Students given peek at medicine’s future

NJJN Contributing Writer

August 11, 2014

Two local Jewish high school students attended the seven-day Global Youth Summit on the Future of Medicine, June 22-28 at Brandeis University in Waltham, Mass., to learn about options in the field of healthcare while developing leadership, networking, and collaborative skills.

Philippa Chown, a rising sophomore at the Heschel School in New York and a member of Beth El Synagogue in East Windsor said her interest in medicine was inspired by her day school experiences. “I learned that it is important to help people,” she said. It helps that she loves working with people, doesn’t want a desk job, and has many physicians in her family.

Lindsay Chevlin, a rising junior at Jack M. Barack Hebrew Academy in Bryn Mawr, Pa., and also a member of Beth El, said she often shadows her physician mother, and is herself a strong math and science student.

The Brandeis program, said Lindsay, the daughter of Jill and Brian Chevlin, exposed the students to many different aspects of medicine, including, for those looking toward research, the opportunity to shadow a pathologist.

“It was really interesting,” said Philippa, daughter of Andrew Chown and Ellen Hackman. “I did not know how much medicine was changing, and the advantages and disadvantages of the new technology.”

The students were broken into groups and asked to solve a problem and create an innovation. Lindsay’s group addressed the problem of HIV and Hepatitis B & C spreading rapidly in Third World countries. She explained that because the general population is often uneducated about these diseases, those who test positive — or even submit to testing — are often shunned.

Her group developed the idea of a syringe with two chambers, one for injecting the patient with needed medication and the other for taking and testing blood and displaying the results on an indicator in the syringe. Reviewing the advantages of this syringe, Lindsay said it is cost-efficient, can be administered by a nurse, and offers a result without needing a lab technician.

By using such a device, Lindsay said, “the families think you went to get a medication, and the issue of stigma is cancelled. It gives patients more control over whether to tell their families. If they tested positive, they would be put in touch with people who can give them treatment options and enough knowledge to deal with the situation.”

Philippa’s group developed the idea for a contact lens that can detect a diabetic person’s glucose level and change color when the level changes; this would be used instead of collecting blood with a needle. The contact lens might one day link with a cell phone app.

Participating in the summit, Philippa said, “definitely made me want to go into medicine for sure, and it opened up a lot of different fields that I didn’t necessarily know about.” The other students were “really great, smart, and I made a lot of new friends.”

Lindsay said she appreciated the ability to stay connected with the students she met this summer. “They all are smart students and hopefully will get somewhere in the medical field,” she said. “It’s all about connections with people who will help you in your process.”

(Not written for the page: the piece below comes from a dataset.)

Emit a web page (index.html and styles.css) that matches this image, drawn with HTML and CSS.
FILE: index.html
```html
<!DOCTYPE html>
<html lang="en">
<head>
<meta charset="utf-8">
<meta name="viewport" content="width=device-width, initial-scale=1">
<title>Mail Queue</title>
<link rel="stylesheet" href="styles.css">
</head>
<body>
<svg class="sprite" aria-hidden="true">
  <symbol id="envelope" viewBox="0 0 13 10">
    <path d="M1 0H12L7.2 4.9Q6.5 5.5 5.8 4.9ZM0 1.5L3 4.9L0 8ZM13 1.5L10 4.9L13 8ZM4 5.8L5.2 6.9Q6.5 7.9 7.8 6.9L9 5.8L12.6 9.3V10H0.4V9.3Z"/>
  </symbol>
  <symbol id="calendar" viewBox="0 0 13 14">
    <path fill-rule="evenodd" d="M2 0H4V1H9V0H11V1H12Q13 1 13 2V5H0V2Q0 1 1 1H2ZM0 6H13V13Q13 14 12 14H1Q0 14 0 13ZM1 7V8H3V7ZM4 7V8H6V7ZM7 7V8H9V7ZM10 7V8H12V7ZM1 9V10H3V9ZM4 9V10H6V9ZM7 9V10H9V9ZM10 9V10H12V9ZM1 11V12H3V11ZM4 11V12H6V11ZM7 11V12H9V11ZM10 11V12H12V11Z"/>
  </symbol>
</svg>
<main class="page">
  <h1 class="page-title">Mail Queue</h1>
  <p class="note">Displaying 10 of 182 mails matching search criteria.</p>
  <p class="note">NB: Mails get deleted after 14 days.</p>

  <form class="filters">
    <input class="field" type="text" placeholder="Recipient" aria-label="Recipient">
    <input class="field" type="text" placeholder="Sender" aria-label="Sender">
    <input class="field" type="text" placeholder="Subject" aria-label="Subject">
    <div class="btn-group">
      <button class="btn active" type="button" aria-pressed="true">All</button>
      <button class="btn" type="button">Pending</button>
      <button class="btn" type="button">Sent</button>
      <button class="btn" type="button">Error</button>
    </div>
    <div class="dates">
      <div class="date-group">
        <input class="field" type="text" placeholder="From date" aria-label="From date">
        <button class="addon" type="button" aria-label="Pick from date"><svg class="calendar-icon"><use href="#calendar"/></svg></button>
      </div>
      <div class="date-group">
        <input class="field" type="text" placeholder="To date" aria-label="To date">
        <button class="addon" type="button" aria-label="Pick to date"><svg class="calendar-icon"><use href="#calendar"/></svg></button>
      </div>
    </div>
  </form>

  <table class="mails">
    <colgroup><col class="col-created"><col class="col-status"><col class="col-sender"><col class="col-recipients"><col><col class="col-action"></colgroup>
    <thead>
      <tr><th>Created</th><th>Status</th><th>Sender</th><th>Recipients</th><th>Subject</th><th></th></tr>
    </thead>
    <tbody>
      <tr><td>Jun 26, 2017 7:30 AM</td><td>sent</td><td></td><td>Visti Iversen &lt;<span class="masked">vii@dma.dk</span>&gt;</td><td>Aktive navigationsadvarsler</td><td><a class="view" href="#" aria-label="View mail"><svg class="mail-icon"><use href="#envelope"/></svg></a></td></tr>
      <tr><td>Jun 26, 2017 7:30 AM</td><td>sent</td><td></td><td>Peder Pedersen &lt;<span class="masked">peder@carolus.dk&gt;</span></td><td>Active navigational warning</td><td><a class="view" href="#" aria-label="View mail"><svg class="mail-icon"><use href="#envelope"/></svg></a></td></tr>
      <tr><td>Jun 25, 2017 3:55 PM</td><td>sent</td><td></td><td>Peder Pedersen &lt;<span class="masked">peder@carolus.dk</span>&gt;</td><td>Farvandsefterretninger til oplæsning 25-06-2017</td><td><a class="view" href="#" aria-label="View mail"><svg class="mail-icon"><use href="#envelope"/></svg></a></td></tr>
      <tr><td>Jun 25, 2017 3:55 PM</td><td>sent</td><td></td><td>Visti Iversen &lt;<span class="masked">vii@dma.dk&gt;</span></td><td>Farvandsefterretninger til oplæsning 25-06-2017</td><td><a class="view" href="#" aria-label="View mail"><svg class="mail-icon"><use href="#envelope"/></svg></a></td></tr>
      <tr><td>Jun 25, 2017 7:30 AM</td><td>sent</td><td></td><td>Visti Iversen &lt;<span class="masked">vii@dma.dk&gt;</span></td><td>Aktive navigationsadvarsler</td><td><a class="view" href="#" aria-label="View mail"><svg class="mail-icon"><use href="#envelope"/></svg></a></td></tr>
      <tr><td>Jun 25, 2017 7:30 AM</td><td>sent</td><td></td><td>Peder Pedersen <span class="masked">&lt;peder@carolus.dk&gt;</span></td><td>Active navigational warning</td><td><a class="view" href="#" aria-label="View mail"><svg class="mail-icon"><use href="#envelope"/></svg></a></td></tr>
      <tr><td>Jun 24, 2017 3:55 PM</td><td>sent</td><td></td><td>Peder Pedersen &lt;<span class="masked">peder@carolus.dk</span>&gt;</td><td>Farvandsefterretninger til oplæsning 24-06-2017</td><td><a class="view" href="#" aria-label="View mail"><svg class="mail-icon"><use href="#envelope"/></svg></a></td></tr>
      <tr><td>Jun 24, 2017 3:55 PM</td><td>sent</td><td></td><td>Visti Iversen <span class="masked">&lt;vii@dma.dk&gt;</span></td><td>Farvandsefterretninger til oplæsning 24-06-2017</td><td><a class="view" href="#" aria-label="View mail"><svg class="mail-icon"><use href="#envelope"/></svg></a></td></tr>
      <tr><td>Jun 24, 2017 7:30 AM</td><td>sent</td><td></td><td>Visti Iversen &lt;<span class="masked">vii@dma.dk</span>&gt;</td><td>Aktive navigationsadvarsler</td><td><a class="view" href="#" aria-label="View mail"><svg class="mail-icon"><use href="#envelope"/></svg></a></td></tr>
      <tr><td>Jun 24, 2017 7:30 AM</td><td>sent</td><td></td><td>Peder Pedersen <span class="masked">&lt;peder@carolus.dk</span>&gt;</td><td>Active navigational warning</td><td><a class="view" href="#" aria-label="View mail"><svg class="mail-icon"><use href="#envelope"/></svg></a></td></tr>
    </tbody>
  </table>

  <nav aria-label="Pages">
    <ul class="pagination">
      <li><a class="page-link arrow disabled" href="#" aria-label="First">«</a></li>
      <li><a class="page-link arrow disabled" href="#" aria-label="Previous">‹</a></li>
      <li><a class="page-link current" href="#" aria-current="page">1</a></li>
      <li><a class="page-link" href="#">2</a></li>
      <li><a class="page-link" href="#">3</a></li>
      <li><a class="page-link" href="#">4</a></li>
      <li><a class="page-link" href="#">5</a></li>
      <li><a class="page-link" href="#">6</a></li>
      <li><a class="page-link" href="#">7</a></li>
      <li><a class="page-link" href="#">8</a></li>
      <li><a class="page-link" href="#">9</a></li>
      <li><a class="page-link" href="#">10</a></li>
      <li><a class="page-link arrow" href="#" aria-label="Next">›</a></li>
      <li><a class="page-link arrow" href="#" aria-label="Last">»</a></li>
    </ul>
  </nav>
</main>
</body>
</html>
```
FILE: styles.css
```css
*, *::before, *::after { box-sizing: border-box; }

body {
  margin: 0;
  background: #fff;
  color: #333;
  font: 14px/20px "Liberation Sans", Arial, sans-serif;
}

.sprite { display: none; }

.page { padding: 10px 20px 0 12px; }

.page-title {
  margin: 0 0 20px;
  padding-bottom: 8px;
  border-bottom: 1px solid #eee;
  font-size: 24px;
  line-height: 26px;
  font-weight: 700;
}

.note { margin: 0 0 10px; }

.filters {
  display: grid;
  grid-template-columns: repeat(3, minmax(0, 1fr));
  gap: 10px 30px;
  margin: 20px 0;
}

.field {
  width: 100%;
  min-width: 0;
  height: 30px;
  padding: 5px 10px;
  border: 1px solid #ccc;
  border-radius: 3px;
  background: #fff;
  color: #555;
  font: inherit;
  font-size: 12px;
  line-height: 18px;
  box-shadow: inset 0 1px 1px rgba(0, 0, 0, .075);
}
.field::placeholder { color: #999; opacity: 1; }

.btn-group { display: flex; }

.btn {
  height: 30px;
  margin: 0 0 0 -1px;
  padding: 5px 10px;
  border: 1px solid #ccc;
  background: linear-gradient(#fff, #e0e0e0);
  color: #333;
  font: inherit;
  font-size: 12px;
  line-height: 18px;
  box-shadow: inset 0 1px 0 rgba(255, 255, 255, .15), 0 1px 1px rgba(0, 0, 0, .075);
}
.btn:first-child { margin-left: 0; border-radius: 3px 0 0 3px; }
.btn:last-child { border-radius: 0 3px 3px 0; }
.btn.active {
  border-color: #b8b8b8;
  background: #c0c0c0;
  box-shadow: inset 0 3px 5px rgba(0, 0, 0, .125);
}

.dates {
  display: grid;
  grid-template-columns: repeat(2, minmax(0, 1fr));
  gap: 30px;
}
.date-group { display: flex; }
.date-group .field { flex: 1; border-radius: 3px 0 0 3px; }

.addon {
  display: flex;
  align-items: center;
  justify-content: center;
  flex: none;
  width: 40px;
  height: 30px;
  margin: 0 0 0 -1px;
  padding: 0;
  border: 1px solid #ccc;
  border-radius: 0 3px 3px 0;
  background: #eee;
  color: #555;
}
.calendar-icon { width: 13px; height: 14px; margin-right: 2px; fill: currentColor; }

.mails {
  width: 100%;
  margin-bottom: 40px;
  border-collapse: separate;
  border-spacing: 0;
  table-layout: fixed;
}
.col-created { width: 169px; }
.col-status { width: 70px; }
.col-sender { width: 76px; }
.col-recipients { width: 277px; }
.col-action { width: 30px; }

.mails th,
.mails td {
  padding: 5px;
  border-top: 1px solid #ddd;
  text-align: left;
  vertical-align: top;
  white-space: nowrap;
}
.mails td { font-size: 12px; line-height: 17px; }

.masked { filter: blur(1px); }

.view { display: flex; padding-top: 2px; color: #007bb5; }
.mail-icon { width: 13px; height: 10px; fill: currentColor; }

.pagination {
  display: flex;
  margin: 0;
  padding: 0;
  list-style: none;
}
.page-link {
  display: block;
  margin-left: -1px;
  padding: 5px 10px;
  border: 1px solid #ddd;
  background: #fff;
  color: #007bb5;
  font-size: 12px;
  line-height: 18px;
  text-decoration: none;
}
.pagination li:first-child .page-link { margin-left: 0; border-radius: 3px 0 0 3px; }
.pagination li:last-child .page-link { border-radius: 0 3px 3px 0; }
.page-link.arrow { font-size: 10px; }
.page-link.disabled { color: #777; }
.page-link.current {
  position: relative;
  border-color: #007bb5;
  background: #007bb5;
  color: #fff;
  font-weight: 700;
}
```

Lindsay pointed to the additional benefit, for a day school student like herself, of meeting people who were not Jewish, knew little about Judaism, and who “didn’t know the real Israel.”

“I spent a lot of my time explaining to them not only about keeping kosher but about my religion and my beliefs, and they were very interested,” she said. “I explained Shabbat and holidays and how they kind of relate to their religion. We talked about how our religions are so similar and also so different.”